China last held three days of intensive military drills around Taiwan in April, exercises the PLA said “comprehensively tested joint combat capabilities of its integrated military forces under actual combat situation.”

“Forces in the command is ready for combat at all times, and will resolutely destroy any type of ‘Taiwan independence’ separatist or foreign interference attempts,” a PLA statement after the April drills said, according to state broadcaster CCTV.

As for this week’s drills, a report in the state-run Global Times said they “aim to safeguard national sovereignty, unity and territorial integrity.”

“Such drills are becoming more combat-oriented and more intensive in order to deter and prepare for interferences from external forces,” the report said, citing Chinese experts.

Meanwhile, the activity in and around the Taiwan Strait in the past few days hasn’t been limited to the PLA.

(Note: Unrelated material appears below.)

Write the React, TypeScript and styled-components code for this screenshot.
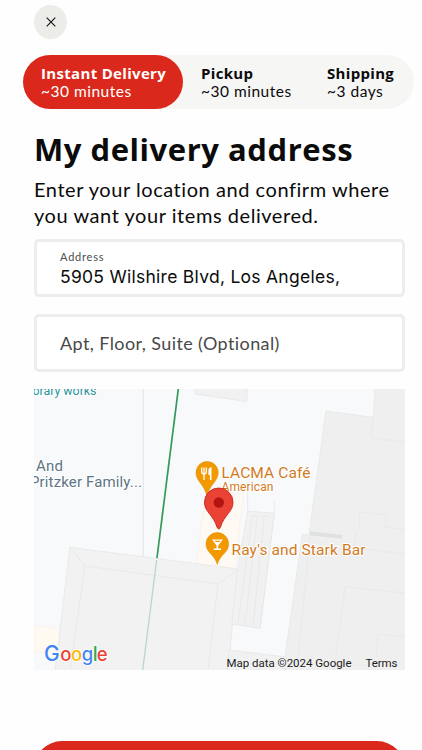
import React from "react";
import styled, { createGlobalStyle, css } from "styled-components";

const GlobalStyle = createGlobalStyle`
  * {
    box-sizing: border-box;
  }

  body {
    margin: 0;
    background: #fefefe;
    color: #0b0b0b;
    font-family: "Lato", "Open Sans", sans-serif;
  }

  button,
  input {
    font: inherit;
    color: inherit;
  }
`;

const options = [
  { title: "Instant Delivery", eta: "~30 minutes", width: 160 },
  { title: "Pickup", eta: "~30 minutes", width: 126 },
  { title: "Shipping", eta: "~3 days", width: 105 }
];

const Screen = styled.main`
  height: 750px;
  overflow: hidden;
  padding: 5px 17px 0 34px;
  display: flex;
  flex-direction: column;
`;

const CloseButton = styled.button`
  width: 33px;
  height: 34px;
  padding: 0;
  border: 0;
  border-radius: 50%;
  background: #ecede9;
  display: grid;
  place-items: center;
  flex: none;
`;

const Tabs = styled.div`
  display: flex;
  flex: none;
  width: 391px;
  height: 54px;
  margin: 16px 0 0 -11px;
  border-radius: 28px;
  background: #f6f6f5;
`;

const Tab = styled.button<{ $active: boolean; $width: number }>`
  width: ${(p) => p.$width}px;
  padding: 0 0 0 18px;
  border: 0;
  border-radius: 28px;
  background: transparent;
  display: flex;
  flex-direction: column;
  justify-content: center;
  text-align: left;
  white-space: nowrap;

  ${(p) =>
    p.$active &&
    css`
      background: #da291c;
      color: #fff;
    `}
`;

const TabTitle = styled.span`
  font-family: "Open Sans", sans-serif;
  font-size: 15px;
  line-height: 18px;
  font-weight: 700;
  letter-spacing: 0.32px;
`;

const TabEta = styled.span`
  font-size: 15.5px;
  line-height: 18px;
  letter-spacing: 0.5px;
`;

const Title = styled.h1`
  margin: 20px 0 0;
  font-family: "Open Sans", sans-serif;
  font-size: 31px;
  line-height: 40px;
  font-weight: 700;
  letter-spacing: 0.55px;
  white-space: nowrap;
`;

const Intro = styled.p`
  margin: 7px 0 0;
  font-size: 20px;
  line-height: 26px;
  letter-spacing: 0.55px;
  white-space: nowrap;
`;

const Field = styled.label<{ $gap: number; $offset?: number }>`
  display: flex;
  flex-direction: column;
  justify-content: center;
  flex: none;
  width: 371px;
  height: 58px;
  margin-top: ${(p) => p.$gap}px;
  padding: ${(p) => p.$offset ?? 0}px 23px 0;
  border: 3px solid #ededeb;
  border-radius: 5px;
  background: #fff;
`;

const FieldLabel = styled.span`
  font-size: 11px;
  line-height: 14px;
  letter-spacing: 0.8px;
  color: #4c4c4c;
`;

const Input = styled.input<{ $inter?: boolean }>`
  width: 100%;
  height: 24px;
  padding: 0;
  border: 0;
  outline: 0;
  background: transparent;
  font-size: 18px;
  letter-spacing: 0.4px;

  ${(p) =>
    p.$inter &&
    css`
      font-family: "Inter", sans-serif;
      font-size: 17.5px;
      letter-spacing: 0.27px;
    `}

  &::placeholder {
    color: #494949;
    opacity: 1;
  }
`;

const MapFrame = styled.div`
  flex: none;
  width: 371px;
  height: 281px;
  margin-top: 17px;
`;

const MapText = styled.text`
  font-family: "Roboto", sans-serif;
  paint-order: stroke;
  stroke: #fff;
  stroke-width: 2px;
  stroke-linejoin: round;
`;

const Attribution = styled.text`
  font-family: "Roboto", sans-serif;
  font-size: 11.5px;
  fill: #1c1c1c;
`;

const Logo = styled.text`
  font-family: "Inter", sans-serif;
  font-weight: 500;
  paint-order: stroke;
  stroke: #fff;
  stroke-width: 1.5px;
`;

const ConfirmButton = styled.button`
  flex: none;
  width: 371px;
  height: 56px;
  margin-top: 71px;
  border: 0;
  border-radius: 28px;
  background: #da291c;
`;

const logoLetters = [
  { char: "G", x: 10, size: 21, fill: "#4285f4" },
  { char: "o", x: 26.3, size: 18.5, fill: "#ea4335" },
  { char: "o", x: 37, size: 18.5, fill: "#fbbc05" },
  { char: "g", x: 47.8, size: 18.5, fill: "#4285f4" },
  { char: "l", x: 58.7, size: 19.5, fill: "#34a853" },
  { char: "e", x: 62.7, size: 18.5, fill: "#ea4335" }
];

function StreetMap() {
  return (
    <svg width="371" height="281" viewBox="0 0 371 281" display="block">
      <rect width="371" height="281" fill="#f8f9fb" />
      <path d="M109.3 0V160L108.5 281" stroke="#e7e9eb" strokeWidth="1.3" fill="none" />
      <path d="M144.3 0L122.7 171" stroke="#34995a" strokeWidth="1.7" />

      {/* terraces */}
      <path d="M171 110L209 104L201.5 180L162.5 175Z" fill="#fef9f3" stroke="#fbf0e5" strokeWidth=".8" />
      <path d="M0 237L31 240L27 264L0 263Z" fill="#fef9f1" stroke="#fbf3e8" strokeWidth=".8" />

      {/* buildings */}
      <g stroke="#e7e8e8" strokeWidth=".9" fill="#f1f1f1">
        <path d="M161 -1V5L212.5 12.5L213.5 -1Z" />
        <path d="M292 22L339.3 28.3L341 -1H372V282H249L268.3 145.3L275 146Z" fill="#efefef" />
        <path d="M36 158.3L203.7 180L194 282H21Z" fill="#f2f2f2" />
        <path d="M213.7 122L240.3 124.3L226 239.3L197.7 235L203.7 180Z" />
        <path d="M195 261L252 268L250 282H193Z" />
      </g>
      <g stroke="#e7e8e8" strokeWidth=".9" fill="none">
        <path d="M36 158.3L51 177L184 195L203.7 180M51 177L36 281M184 195L174 281" />
        <path d="M213.7 103V122M240.3 112V124.3L226 239.3M217 127H236M218 129L204 235M223 129L211 236M230 129L219 237" />
        <path d="M339.3 28.3L337 49L371 53M325 141L326 123L351.7 126V138L371 141" />
        <path d="M276 148L262.7 281M322.7 141L320 159L371 165M300 281L311 198L371 204M342 268L344 245L371 248" />
      </g>
      <path d="M276 142.5L308 146V149.5L276 146.5Z" fill="#dfe0e0" />
      <path d="M122.7 171L108.7 281" stroke="#bcd8c8" strokeWidth="1.4" />

      <MapText x="-1.5" y="5.5" fontSize="12.5" fill="#2b949b" textLength="64">orary works</MapText>
      <MapText x="2" y="82" fontSize="15" fill="#5d7583" textLength="27">And</MapText>
      <MapText x="-4" y="97.5" fontSize="15" fill="#5d7583" textLength="112">Pritzker Family...</MapText>
      <MapText x="187.5" y="89" fontSize="15.5" fill="#d27a1e" textLength="89">LACMA Café</MapText>
      <MapText x="187.5" y="102" fontSize="12" fill="#d27a1e" textLength="52">American</MapText>
      <MapText x="197.5" y="165.5" fontSize="15.5" fill="#d27a1e" textLength="134">Ray's and Stark Bar</MapText>

      {/* restaurant */}
      <path d="M173 72.5A11 11 0 0 1 184.2 84C184.2 92 176 95 173 107C170 95 162 92 162 84A11 11 0 0 1 173 72.5Z" fill="#f29900" stroke="#d98a06" strokeWidth=".5" />
      <path d="M167.7 78.5V82.5Q167.7 85 170 85Q172.3 85 172.3 82.5V78.5M170 78.5V91" fill="none" stroke="#fff" strokeWidth="1.3" />
      <path d="M177.5 78V91H175.9V86H174.4V81Q174.7 78.5 177.5 78Z" fill="#fff" />

      {/* bar */}
      <path d="M183.3 143.5A11.3 11.3 0 0 1 194.6 155C194.6 164 186 165 183.3 175.5C180.5 165 172 164 172 155A11.3 11.3 0 0 1 183.3 143.5Z" fill="#f29900" stroke="#d98a06" strokeWidth=".5" />
      <path d="M178 150.5H189L184.2 156.5V159.5H187V161H179.8V159.5H182.5V156.5ZM180.5 151.7L181.5 153H185.5L186.5 151.7Z" fill="#fff" fillRule="evenodd" />

      {/* delivery location */}
      <path d="M184.7 99A14.2 14.2 0 0 1 199 113.3C199 123 190 126 186.5 138Q184.8 142 183 138C179.5 126 170.5 123 170.5 113.3A14.2 14.2 0 0 1 184.7 99Z" fill="#ea4335" stroke="#c5221f" strokeWidth=".9" />
      <circle cx="184.8" cy="113.5" r="5.2" fill="#b31412" />

      <Logo y="272.3">
        {logoLetters.map((letter, index) => (
          <tspan key={index} x={letter.x} fontSize={letter.size} fill={letter.fill}>
            {letter.char}
          </tspan>
        ))}
      </Logo>
      <Attribution x="192.5" y="277.5" textLength="125">Map data ©2024 Google</Attribution>
      <Attribution x="331.5" y="277.5" textLength="32">Terms</Attribution>
    </svg>
  );
}

export default function App() {
  return (
    <>
      <GlobalStyle />
      <Screen>
        <CloseButton aria-label="Close">
          <svg width="10" height="10" viewBox="0 0 10 10" fill="none" stroke="#111" strokeWidth="1.1">
            <path d="M.7 .7L9.3 9.3M9.3 .7L.7 9.3" />
          </svg>
        </CloseButton>
        <Tabs>
          {options.map((option, index) => (
            <Tab key={option.title} $active={index === 0} $width={option.width}>
              <TabTitle>{option.title}</TabTitle>
              <TabEta>{option.eta}</TabEta>
            </Tab>
          ))}
        </Tabs>
        <Title>My delivery address</Title>
        <Intro>
          Enter your location and confirm where
          <br />
          you want your items delivered.
        </Intro>
        <Field $gap={11} $offset={2}>
          <FieldLabel>Address</FieldLabel>
          <Input $inter defaultValue="5905 Wilshire Blvd, Los Angeles," />
        </Field>
        <Field $gap={17}>
          <Input placeholder="Apt, Floor, Suite (Optional)" />
        </Field>
        <MapFrame>
          <StreetMap />
        </MapFrame>
        <ConfirmButton aria-label="Confirm address" />
      </Screen>
    </>
  );
}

A US Navy P-8A reconnaissance jet transited the strait on Thursday, according to a statement from the US 7th Fleet in Japan.

“The aircraft’s transit of the Taiwan Strait demonstrates the United States’ commitment to a free and open Indo-Pacific. The United States military flies, sails and operates anywhere international law allows,” the statement said.

On its English-language website, the PLA accused the US military of hyping the situation, and a spokesperson for the Eastern Theater Command said PLA troops tracked and monitored the US plane.

US Secretary of Defense Lloyd Austin told CNN Thursday that he doesn’t see confrontation between the US and China involving Taiwan as “imminent” or “unavoidable.”

“But having said that it’s my job to make sure that we have to continue to maintain a credible deterrence in the Indo-Pacific,” he said. “The most credible deterrent is a combat capable force and that’s what we have today.”